When manifest.json Is Actually Written
manifest.json is persisted when KalamDB commits cold-storage state, not on every mutation.
- Automatic or manual flushes write Parquet, update manifest segment metadata, and then persist
manifest.json. - Reloads after cache misses can hydrate the hot tier from the stored manifest.
- Vector-index DDL metadata is a deliberate exception: it is persisted immediately as a control-plane metadata write so vector state is not lost when there is no row flush to trigger storage persistence.
Flush commits a new segment through one canonical path: append the segment metadata, write
manifest.json, then refresh RocksDB and shared-scope memory cache.
Flush-Time Segment Append
For a normal cold append, KalamDB writes batch-N.parquet.tmp, renames it to batch-N.parquet,
then appends a new segment entry that includes:
min_seqandmax_seqrow_countsize_bytesschema_versionstatuscolumn_statsfor indexed columns
last_sequence_number tracks the latest batch-N slot used for future flush naming.
How Manifest Compaction Works
Post-flush small-segment compaction does not rebuild the whole manifest. It compactly rewrites only the trailing small-file suffix.
The compactor:
- selects the trailing run of small, committed, same-schema segments
- rewrites the newest MVCC winners into
compact-<uuid>.parquet - reacquires the manifest scope lock
- verifies the selected inputs are still the current trailing suffix
- truncates that suffix and appends the compacted replacement segment, or appends nothing if the suffix was fully pruned
- persists the updated
manifest.json
If another flush changed the manifest tail while compaction was running, the swap is skipped and the compacted file is deleted.
Compaction filenames do not use the batch-N numbering scheme, so they do not consume a new batch
sequence slot.
What A Real manifest.json Looks Like
The example below is taken from a real user-table manifest written by the KalamDB backend. The values vary by table and flush, but the field names and nesting match the on-disk JSON shape.
{ "table_id": "flush_manifest_ns_mpczl3q7_s3k_0.user_flush_test_mpczl3q7_s3k_0", "user_id": "admin", "version": 2, "created_at": 1779216537052, "updated_at": 1779216537063, "segments": [ { "min_seq": 315199164996489218, "max_seq": 315199165030043648, "row_count": 20, "size_bytes": 2711, "created_at": 1779216537063, "id": "batch-0.parquet", "path": "batch-0.parquet", "column_stats": { "1": { "min": { "Int64": "315199164994551810" }, "max": { "Int64": "315199165028106240" }, "null_count": 0 } }, "schema_version": 1, "status": "committed" } ], "last_sequence_number": 0, "files": null, "vector_indexes": {}}What these fields mean in practice:
segmentsis the durable list of cold Parquet batches for that exact table scope.column_statsis keyed by stable column ID, not by column name, so renames do not invalidate old segment metadata.last_sequence_numbertracks the lastbatch-N.parquetslot used for segment file naming.filesstaysnulluntil the table enables FILE-column subfolder tracking.vector_indexesstays empty until the table has vector index metadata to persist.

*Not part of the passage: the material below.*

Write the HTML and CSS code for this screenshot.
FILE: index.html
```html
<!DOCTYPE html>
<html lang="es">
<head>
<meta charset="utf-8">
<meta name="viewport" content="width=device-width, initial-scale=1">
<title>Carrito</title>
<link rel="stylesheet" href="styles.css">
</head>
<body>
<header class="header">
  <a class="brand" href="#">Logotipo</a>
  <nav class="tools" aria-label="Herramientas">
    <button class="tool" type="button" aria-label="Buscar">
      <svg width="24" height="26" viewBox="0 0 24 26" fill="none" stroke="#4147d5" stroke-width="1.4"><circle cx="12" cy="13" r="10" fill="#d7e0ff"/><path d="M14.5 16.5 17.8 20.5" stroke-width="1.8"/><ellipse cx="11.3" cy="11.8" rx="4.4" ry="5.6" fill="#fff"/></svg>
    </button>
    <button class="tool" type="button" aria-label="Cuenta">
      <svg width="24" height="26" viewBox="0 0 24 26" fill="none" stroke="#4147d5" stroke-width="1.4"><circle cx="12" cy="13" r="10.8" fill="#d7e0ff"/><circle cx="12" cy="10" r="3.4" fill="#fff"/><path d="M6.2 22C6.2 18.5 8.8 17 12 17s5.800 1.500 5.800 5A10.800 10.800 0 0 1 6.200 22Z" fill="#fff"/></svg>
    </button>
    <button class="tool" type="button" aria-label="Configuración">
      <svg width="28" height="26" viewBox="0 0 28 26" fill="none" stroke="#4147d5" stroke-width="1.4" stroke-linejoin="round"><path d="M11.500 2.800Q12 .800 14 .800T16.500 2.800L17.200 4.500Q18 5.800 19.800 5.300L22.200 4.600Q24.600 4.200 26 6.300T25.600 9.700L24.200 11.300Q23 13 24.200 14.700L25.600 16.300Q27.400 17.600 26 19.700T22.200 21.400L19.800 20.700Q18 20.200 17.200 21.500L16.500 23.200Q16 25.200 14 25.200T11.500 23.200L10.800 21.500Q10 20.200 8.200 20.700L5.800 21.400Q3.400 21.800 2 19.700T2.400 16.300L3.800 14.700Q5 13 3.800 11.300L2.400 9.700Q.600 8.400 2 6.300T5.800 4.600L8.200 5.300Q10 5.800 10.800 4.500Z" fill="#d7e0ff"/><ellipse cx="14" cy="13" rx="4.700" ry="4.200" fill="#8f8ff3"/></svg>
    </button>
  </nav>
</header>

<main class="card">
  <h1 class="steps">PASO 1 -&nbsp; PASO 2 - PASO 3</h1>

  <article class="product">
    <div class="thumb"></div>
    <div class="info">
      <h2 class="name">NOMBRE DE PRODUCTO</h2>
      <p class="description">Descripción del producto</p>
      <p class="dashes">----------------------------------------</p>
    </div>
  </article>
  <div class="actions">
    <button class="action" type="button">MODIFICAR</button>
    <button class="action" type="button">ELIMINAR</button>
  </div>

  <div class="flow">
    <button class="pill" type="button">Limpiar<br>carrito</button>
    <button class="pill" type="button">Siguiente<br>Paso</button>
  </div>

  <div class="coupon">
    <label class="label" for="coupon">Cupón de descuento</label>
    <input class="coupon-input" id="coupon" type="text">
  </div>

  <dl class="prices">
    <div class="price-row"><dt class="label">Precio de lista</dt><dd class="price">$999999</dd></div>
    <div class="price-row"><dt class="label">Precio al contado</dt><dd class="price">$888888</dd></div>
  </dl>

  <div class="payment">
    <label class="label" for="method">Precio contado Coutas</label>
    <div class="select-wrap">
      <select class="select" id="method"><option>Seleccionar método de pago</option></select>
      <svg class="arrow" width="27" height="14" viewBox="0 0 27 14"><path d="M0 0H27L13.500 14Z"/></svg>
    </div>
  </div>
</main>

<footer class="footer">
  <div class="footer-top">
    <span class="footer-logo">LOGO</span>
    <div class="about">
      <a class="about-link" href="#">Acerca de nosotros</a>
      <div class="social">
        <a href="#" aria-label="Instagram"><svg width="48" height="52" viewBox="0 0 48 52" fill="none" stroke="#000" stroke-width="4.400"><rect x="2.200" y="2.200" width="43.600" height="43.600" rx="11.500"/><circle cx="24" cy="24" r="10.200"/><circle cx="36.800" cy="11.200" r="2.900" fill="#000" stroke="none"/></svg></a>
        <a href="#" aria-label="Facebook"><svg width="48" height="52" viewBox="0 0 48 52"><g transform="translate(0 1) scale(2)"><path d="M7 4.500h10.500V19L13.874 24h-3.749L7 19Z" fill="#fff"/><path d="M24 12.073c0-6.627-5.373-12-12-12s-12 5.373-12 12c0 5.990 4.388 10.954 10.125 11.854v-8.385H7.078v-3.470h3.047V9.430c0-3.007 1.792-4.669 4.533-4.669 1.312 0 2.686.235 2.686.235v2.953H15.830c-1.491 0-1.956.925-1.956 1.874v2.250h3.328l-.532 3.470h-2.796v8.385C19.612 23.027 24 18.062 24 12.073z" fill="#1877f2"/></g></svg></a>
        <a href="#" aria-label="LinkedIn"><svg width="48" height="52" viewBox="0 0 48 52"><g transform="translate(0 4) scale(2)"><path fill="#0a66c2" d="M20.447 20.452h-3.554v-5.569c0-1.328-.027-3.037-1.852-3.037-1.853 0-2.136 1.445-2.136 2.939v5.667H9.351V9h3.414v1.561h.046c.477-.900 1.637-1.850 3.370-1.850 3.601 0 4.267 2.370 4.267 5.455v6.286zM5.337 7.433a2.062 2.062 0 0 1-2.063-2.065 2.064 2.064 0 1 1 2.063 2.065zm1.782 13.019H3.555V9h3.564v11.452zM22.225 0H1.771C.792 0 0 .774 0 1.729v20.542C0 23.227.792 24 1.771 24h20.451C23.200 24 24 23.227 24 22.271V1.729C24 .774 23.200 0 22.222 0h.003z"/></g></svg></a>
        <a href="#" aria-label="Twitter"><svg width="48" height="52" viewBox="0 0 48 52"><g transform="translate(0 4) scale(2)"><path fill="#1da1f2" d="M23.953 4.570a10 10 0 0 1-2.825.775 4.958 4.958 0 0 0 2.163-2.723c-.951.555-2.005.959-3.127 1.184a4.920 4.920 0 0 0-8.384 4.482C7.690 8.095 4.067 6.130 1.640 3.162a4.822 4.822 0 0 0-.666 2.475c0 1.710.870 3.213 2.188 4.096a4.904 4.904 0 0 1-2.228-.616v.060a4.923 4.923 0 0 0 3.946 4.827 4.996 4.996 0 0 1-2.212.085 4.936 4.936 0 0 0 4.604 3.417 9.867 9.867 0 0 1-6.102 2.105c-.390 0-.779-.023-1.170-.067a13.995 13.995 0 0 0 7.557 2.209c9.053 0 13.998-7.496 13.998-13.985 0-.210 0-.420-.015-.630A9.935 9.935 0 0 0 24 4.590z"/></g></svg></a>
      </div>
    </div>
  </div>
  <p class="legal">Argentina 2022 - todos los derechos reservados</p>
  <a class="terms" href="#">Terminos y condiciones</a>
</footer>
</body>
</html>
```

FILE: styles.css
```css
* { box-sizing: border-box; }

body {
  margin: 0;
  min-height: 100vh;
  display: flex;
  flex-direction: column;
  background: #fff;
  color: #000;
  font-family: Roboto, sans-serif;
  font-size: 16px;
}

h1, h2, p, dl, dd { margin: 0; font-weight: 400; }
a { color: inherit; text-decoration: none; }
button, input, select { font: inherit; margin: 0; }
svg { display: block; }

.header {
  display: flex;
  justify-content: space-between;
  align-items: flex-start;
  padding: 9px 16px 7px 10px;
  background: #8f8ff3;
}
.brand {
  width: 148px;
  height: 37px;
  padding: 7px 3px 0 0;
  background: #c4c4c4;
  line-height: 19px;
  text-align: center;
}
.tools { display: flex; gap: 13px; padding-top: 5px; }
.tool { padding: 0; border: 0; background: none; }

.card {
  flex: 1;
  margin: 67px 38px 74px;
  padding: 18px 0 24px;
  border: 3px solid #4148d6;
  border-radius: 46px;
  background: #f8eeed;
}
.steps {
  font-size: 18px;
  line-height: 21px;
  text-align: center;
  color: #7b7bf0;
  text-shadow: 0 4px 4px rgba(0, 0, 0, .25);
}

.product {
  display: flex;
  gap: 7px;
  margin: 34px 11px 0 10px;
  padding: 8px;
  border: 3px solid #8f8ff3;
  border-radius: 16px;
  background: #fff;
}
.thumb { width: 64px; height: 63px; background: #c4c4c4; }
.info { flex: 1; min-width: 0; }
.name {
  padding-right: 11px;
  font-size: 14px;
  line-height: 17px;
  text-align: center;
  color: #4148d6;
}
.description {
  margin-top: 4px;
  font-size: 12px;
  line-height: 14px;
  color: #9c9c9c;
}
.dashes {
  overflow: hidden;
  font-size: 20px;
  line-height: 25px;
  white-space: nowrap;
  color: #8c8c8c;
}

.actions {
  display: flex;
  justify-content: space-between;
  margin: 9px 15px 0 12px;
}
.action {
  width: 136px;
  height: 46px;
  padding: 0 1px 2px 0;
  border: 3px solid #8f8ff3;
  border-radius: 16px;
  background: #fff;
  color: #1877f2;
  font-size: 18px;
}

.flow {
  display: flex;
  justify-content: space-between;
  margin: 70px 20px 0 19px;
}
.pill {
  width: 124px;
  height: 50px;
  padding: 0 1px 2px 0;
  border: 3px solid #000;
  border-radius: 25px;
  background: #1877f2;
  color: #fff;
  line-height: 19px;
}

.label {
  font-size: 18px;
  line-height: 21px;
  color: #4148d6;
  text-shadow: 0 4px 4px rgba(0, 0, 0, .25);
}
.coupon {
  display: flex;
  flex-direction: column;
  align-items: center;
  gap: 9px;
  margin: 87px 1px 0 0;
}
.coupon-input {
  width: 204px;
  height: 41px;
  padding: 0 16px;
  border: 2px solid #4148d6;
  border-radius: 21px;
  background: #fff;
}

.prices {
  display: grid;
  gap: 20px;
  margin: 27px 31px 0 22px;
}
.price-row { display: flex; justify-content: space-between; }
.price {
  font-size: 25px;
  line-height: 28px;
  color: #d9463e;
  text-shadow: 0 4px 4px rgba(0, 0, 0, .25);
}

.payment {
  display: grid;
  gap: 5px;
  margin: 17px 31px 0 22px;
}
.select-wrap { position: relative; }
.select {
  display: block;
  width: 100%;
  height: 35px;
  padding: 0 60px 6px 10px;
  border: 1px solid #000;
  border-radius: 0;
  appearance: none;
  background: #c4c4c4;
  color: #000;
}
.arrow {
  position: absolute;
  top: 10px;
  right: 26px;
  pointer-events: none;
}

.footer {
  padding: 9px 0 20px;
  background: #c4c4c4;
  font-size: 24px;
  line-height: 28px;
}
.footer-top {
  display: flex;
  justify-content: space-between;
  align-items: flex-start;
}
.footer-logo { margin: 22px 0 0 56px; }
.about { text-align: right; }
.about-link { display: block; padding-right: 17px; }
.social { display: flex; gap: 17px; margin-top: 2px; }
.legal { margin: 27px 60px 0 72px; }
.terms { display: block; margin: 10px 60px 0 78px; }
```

Why Primary-Key Checks Use The Manifest Service
Primary-key existence and cold-segment pruning go through the manifest service instead of reopening manifest.json on every check.
That gives KalamDB one source of truth for:
- the freshest shared-table manifest already in memory
- the freshest user-table manifest already in RocksDB
- fallback reload from storage only when the hot tier does not have the manifest yet
This avoids repeated storage reads and keeps pruning decisions aligned with the same manifest state the flush path updates.
It also means manifest-aware reads see the same suffix-replacement result after compaction that the flush and compaction jobs committed.
Shared vs User Storage Layout
A SHARED table writes one manifest per table path:
storage/<namespace>/<table>/manifest.jsonA USER table writes one manifest per user-scoped table path:
storage/<namespace>/<table>/<user_id>/manifest.jsonEach manifest tracks the Parquet segments for that exact scope only.